Unerwartete Kosten statt Steuerersparnis und Vermögensbildung
Zur Finanzierung des Schrottimmobilienerwerbs wird regelmäßig die Aufnahme eines Privatkredits bei einem Kreditinstitut angeraten und angeboten. Die unangenehmen Auswirkungen eines Geschäfts mit einer Schrottimmobilie bestehen darin, dass das kreditgewährende Geldinstitut ohne Rücksicht darauf, dass der Kaufgegenstand in keiner Weise den Vorstellungen des Erwerbers entspricht, auf vertragsgemäße Rückzahlung des Kreditbetrages und der vereinbarten Zinsen in monatlichen Raten besteht. Weitere finanzielle Nachteile können sich daraus ergeben, dass der neue Eigentümer für Kosten aufkommen muss, die durch den Zustand seiner Immobilie verursacht werden. Insbesondere bei vermieteten Objekten kann es sein, dass statt „garantierter“ Mieteinnahmen Forderungen der Mieter eingehen, die Mieträume in bewohnbaren Zustand zu versetzen und Mängel zu beseitigen. Der Wunsch nach einem finanziellen Vorteil kann sich also ins Gegenteil wenden. Statt Vermögen aufzubauen wird vorhandenes Vermögen verbraucht. Der Erwerb einer Schrottimmobilie kann der erste Schritt zum wirtschaftlichen Ruin sein, der mit der Eröffnung eines Privatinsolvenzverfahrens seinen Lauf nimmt.

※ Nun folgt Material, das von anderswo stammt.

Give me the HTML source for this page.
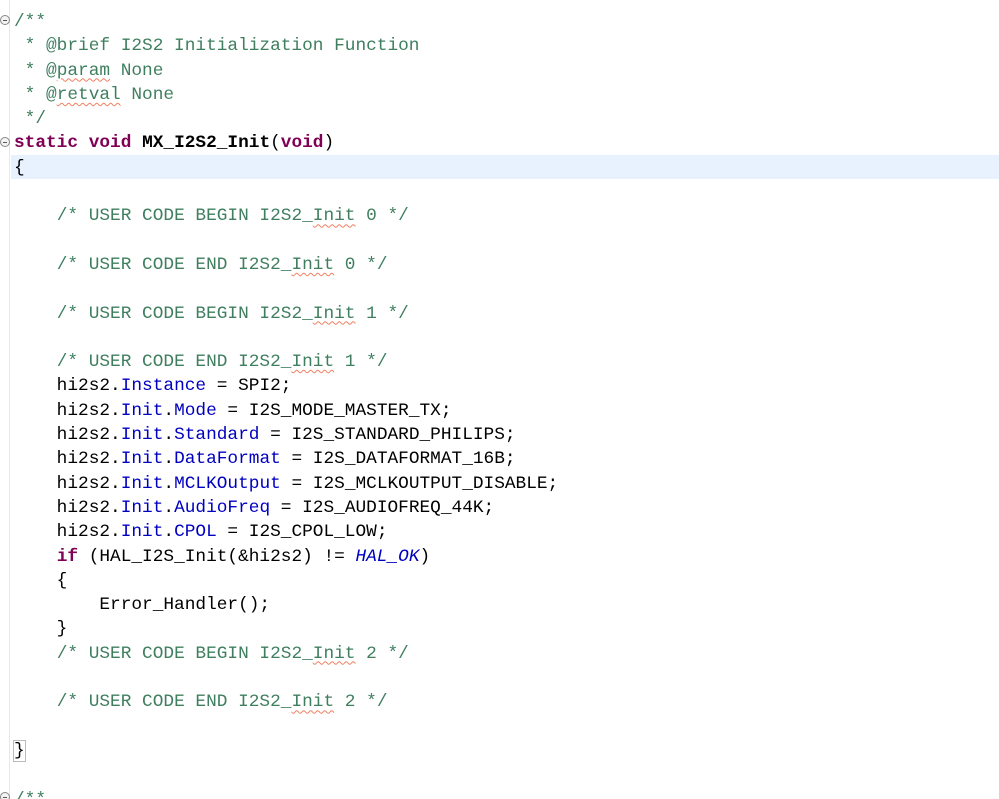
<!DOCTYPE html>
<html><head><meta charset="utf-8"><style>
html,body{margin:0;padding:0;background:#fff;width:999px;height:799px;overflow:hidden;position:relative}
.ruler{position:absolute;left:9px;top:0;width:1px;height:799px;background:#e8e8e8}
.hl{position:absolute;left:11px;top:155px;width:988px;height:24px;background:#e8f2fe}
pre{position:absolute;left:14px;top:10px;margin:0;font-family:"Liberation Mono",monospace;font-size:17.8px;line-height:24.3px;color:#000}
.c{color:#3f7f5f}.k{color:#7f0055;font-weight:bold}.f{color:#0000c0}.i{color:#0000c0;font-style:italic}
.sq{text-decoration:underline wavy #f08060;text-decoration-thickness:1px;text-underline-offset:3px}
.fold{position:absolute;left:0;width:8px;height:8px;border:1px solid #888;border-radius:50%;background:#f4f4f4}
.fold::after{content:"";position:absolute;left:2px;top:3.5px;width:4px;height:1px;background:#555}
.br{outline:1px solid #bbb}
</style></head><body>
<div class="ruler"></div>
<div class="hl"></div>
<div class="fold" style="top:15px"></div>
<div class="fold" style="top:137px"></div>
<div class="fold" style="top:792px"></div>
<pre><span class="c">/**
 * @brief I2S2 Initialization Function
 * @<span class="sq">param</span> None
 * @<span class="sq">retval</span> None
 */</span>
<span class="k">static</span> <span class="k">void</span> <b>MX_I2S2_Init</b>(<span class="k">void</span>)
{

    <span class="c">/* USER CODE BEGIN I2S2_<span class="sq">Init</span> 0 */</span>

    <span class="c">/* USER CODE END I2S2_<span class="sq">Init</span> 0 */</span>

    <span class="c">/* USER CODE BEGIN I2S2_<span class="sq">Init</span> 1 */</span>

    <span class="c">/* USER CODE END I2S2_<span class="sq">Init</span> 1 */</span>
    hi2s2.<span class="f">Instance</span> = SPI2;
    hi2s2.<span class="f">Init</span>.<span class="f">Mode</span> = I2S_MODE_MASTER_TX;
    hi2s2.<span class="f">Init</span>.<span class="f">Standard</span> = I2S_STANDARD_PHILIPS;
    hi2s2.<span class="f">Init</span>.<span class="f">DataFormat</span> = I2S_DATAFORMAT_16B;
    hi2s2.<span class="f">Init</span>.<span class="f">MCLKOutput</span> = I2S_MCLKOUTPUT_DISABLE;
    hi2s2.<span class="f">Init</span>.<span class="f">AudioFreq</span> = I2S_AUDIOFREQ_44K;
    hi2s2.<span class="f">Init</span>.<span class="f">CPOL</span> = I2S_CPOL_LOW;
    <span class="k">if</span> (HAL_I2S_Init(&amp;hi2s2) != <span class="i">HAL_OK</span>)
    {
        Error_Handler();
    }
    <span class="c">/* USER CODE BEGIN I2S2_<span class="sq">Init</span> 2 */</span>

    <span class="c">/* USER CODE END I2S2_<span class="sq">Init</span> 2 */</span>

<span class="br">}</span>

<span class="c">/**</span></pre>
</body></html>
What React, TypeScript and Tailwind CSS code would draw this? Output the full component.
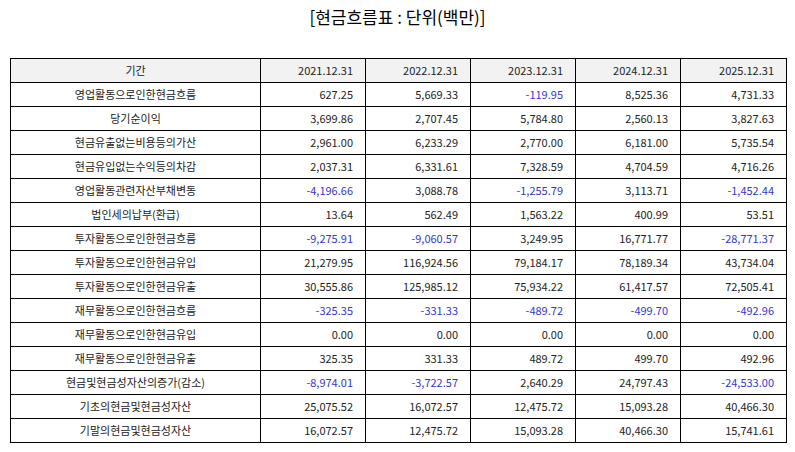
const years = ["2021.12.31", "2022.12.31", "2023.12.31", "2024.12.31", "2025.12.31"];

const rows: [string, string[]][] = [
  ["영업활동으로인한현금흐름", ["627.25", "5,669.33", "-119.95", "8,525.36", "4,731.33"]],
  ["당기순이익", ["3,699.86", "2,707.45", "5,784.80", "2,560.13", "3,827.63"]],
  ["현금유출없는비용등의가산", ["2,961.00", "6,233.29", "2,770.00", "6,181.00", "5,735.54"]],
  ["현금유입없는수익등의차감", ["2,037.31", "6,331.61", "7,328.59", "4,704.59", "4,716.26"]],
  ["영업활동관련자산부채변동", ["-4,196.66", "3,088.78", "-1,255.79", "3,113.71", "-1,452.44"]],
  ["법인세의납부(환급)", ["13.64", "562.49", "1,563.22", "400.99", "53.51"]],
  ["투자활동으로인한현금흐름", ["-9,275.91", "-9,060.57", "3,249.95", "16,771.77", "-28,771.37"]],
  ["투자활동으로인한현금유입", ["21,279.95", "116,924.56", "79,184.17", "78,189.34", "43,734.04"]],
  ["투자활동으로인한현금유출", ["30,555.86", "125,985.12", "75,934.22", "61,417.57", "72,505.41"]],
  ["재무활동으로인한현금흐름", ["-325.35", "-331.33", "-489.72", "-499.70", "-492.96"]],
  ["재무활동으로인한현금유입", ["0.00", "0.00", "0.00", "0.00", "0.00"]],
  ["재무활동으로인한현금유출", ["325.35", "331.33", "489.72", "499.70", "492.96"]],
  ["현금및현금성자산의증가(감소)", ["-8,974.01", "-3,722.57", "2,640.29", "24,797.43", "-24,533.00"]],
  ["기초의현금및현금성자산", ["25,075.52", "16,072.57", "12,475.72", "15,093.28", "40,466.30"]],
  ["기말의현금및현금성자산", ["16,072.57", "12,475.72", "15,093.28", "40,466.30", "15,741.61"]],
];

const font = { fontFamily: '"Noto Sans CJK KR", "Noto Sans", sans-serif' };

export default function App() {
  return (
    <div className="w-[795px] h-[452px] bg-white text-[#222]" style={font}>
      <h1 className="h-[35px] pt-[5px] text-center text-[17px] leading-[24px] text-black">
        [현금흐름표 : 단위(백만)]
      </h1>
      <div className="px-[10px] pt-[23px]">
        <table className="w-[776px] border-collapse table-fixed text-[11px]">
          <colgroup>
            <col className="w-[250px]" />
            <col className="w-[105px]" />
            <col className="w-[105px]" />
            <col className="w-[105px]" />
            <col className="w-[105px]" />
            <col className="w-[106px]" />
          </colgroup>
          <thead>
            <tr className="bg-[#f2f2f2] h-[24px]">
              <th className="border-[1.5px] border-black font-normal text-center">기간</th>
              {years.map((y) => (
                <th key={y} className="border-[1.5px] border-black font-normal text-right pr-[12px]">
                  {y}
                </th>
              ))}
            </tr>
          </thead>
          <tbody>
            {rows.map(([label, vals]) => (
              <tr key={label} className="h-[24px]">
                <td className="border-[1.5px] border-black text-center">{label}</td>
                {vals.map((v, i) => (
                  <td
                    key={i}
                    className={
                      v.startsWith("-")
                        ? "border-[1.5px] border-black text-right pr-[12px] text-[#3535d0]"
                        : "border-[1.5px] border-black text-right pr-[12px]"
                    }
                  >
                    {v}
                  </td>
                ))}
              </tr>
            ))}
          </tbody>
        </table>
      </div>
    </div>
  );
}
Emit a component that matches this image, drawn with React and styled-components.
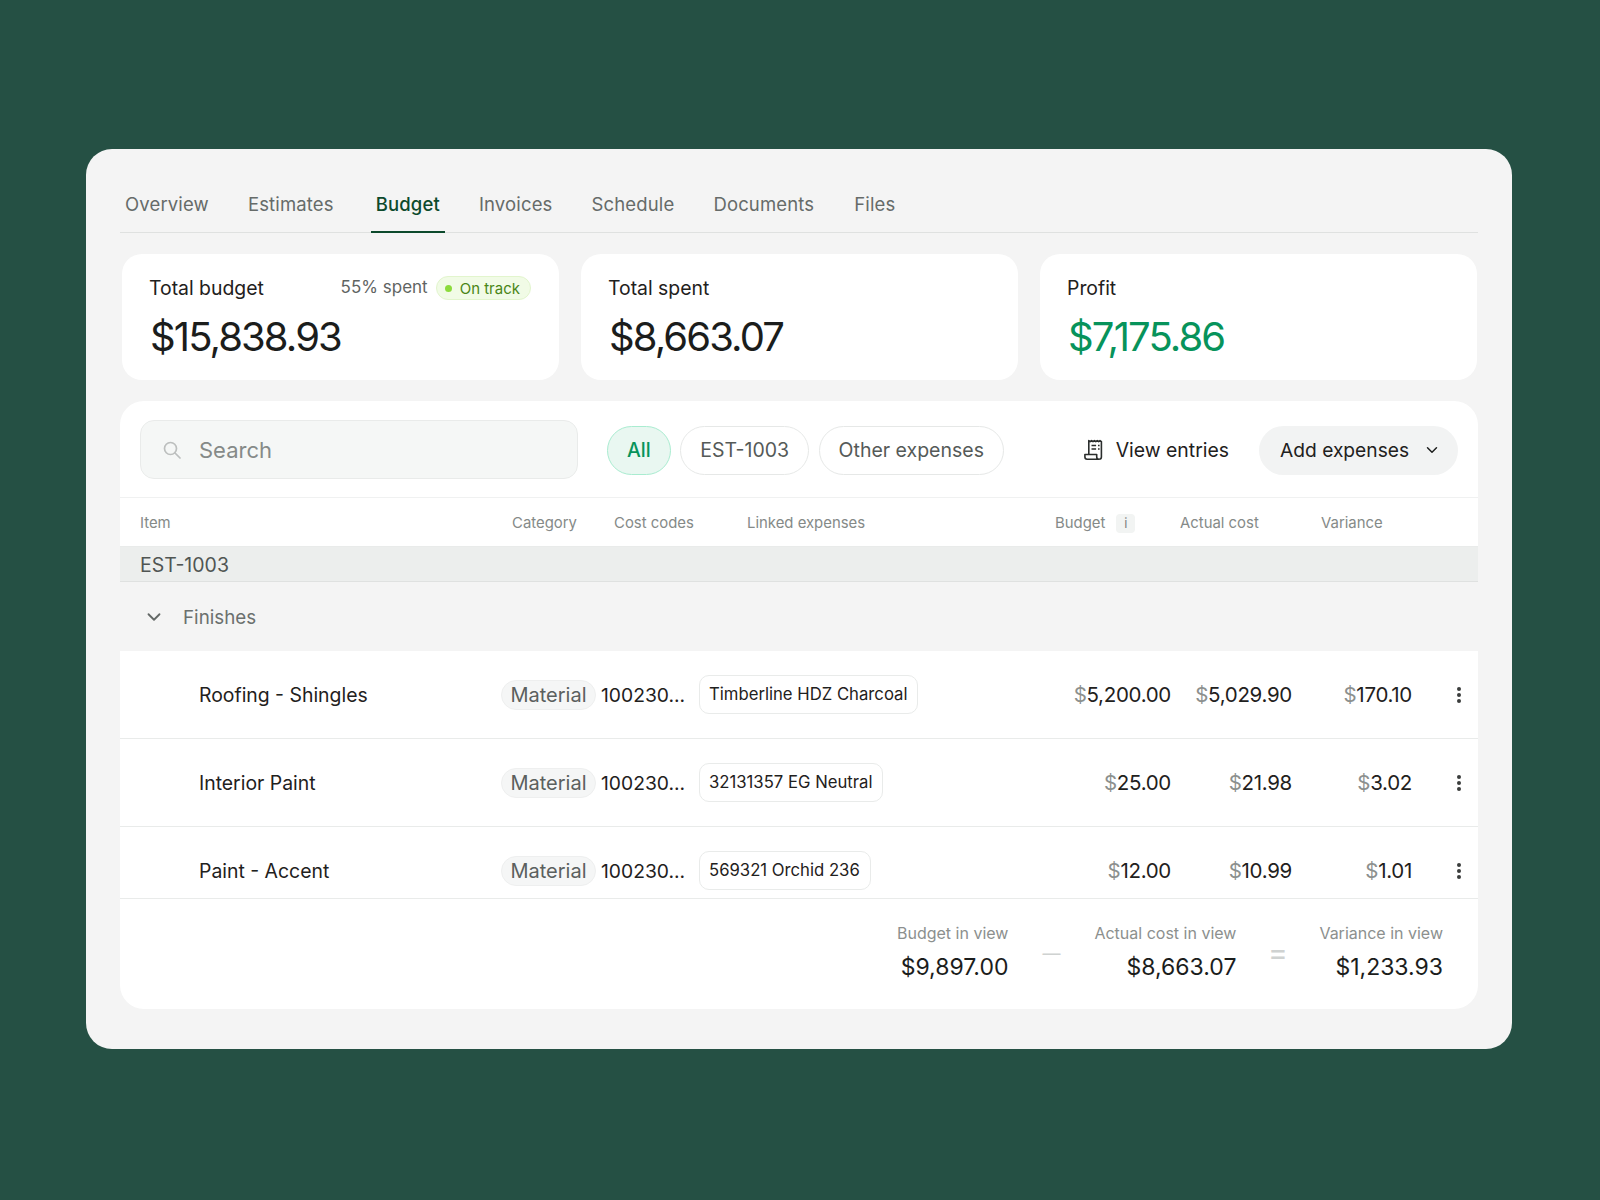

Rückabwicklung nach Urteil der Gerichte
Die deutschen Gerichte bis hin zum Bundesgerichtshof (BGH), aber auch der Europäische Gerichtshof (EUGH) hatten sich schon mit der Rückabwicklung von Geschäften rund um Schrottimmobilien zu beschäftigt. Verhältnismäßig leicht ist die Rückabwicklung eines Kaufvertrages, wenn nachgewiesen werden kann, dass der Käufer über den tatsächlichen Zustand des Kaufgegenstands vorsätzlich getäuscht worden ist. Etwas schwieriger ist der Nachweis der Täuschung, wenn Käufer aus freiem Entschluss darauf verzichtet haben, den Kaufgegenstand zu besichtigen, bevor sie beim Notar ihre Unterschrift unter den Vertrag setzten. In solchen Fällen wird teilweise auch eine Mitschuld des Notars in Erwägung gezogen, wenn er nicht ausdrücklich über die Gefahren des Kaufes nicht besichtigter Objekte aufklärte.
Betroffene sollten nicht zögern, sich von einem Fachanwalt über Möglichkeiten beraten zu lassen, sich aus den vertraglichen Verpflichtungen gegenüber Immobilienverkäufer und kreditgewährender Bank zu befreien. Ob der getäuschte Verbraucher bei den Gerichten ein zu seinen Gunsten lautendes Urteil erstreiten kann, hängt von der Fachkenntnis seines Rechtsanwalts und von den konkreten Umständen der Vertragsabschlüsse ab. Günstige Voraussetzungen für eine vollständige Rückabwicklung von Kauf und Kreditaufnahme bestehen dann, wenn sich Immobilienkauf und Kreditaufnahme als ein einheitliches rechtliches Gebilde aus mehreren, miteinander verbundenen Elementen darstellt. Ob sich die kreditgewährende Bank einen Täuschungsvorsatz des Vermittlers, der die Schrottimmobilie angepriesen hat, zurechnen lassen muss, ergibt sich aus den Anhaltspunkten des Einzelfalls.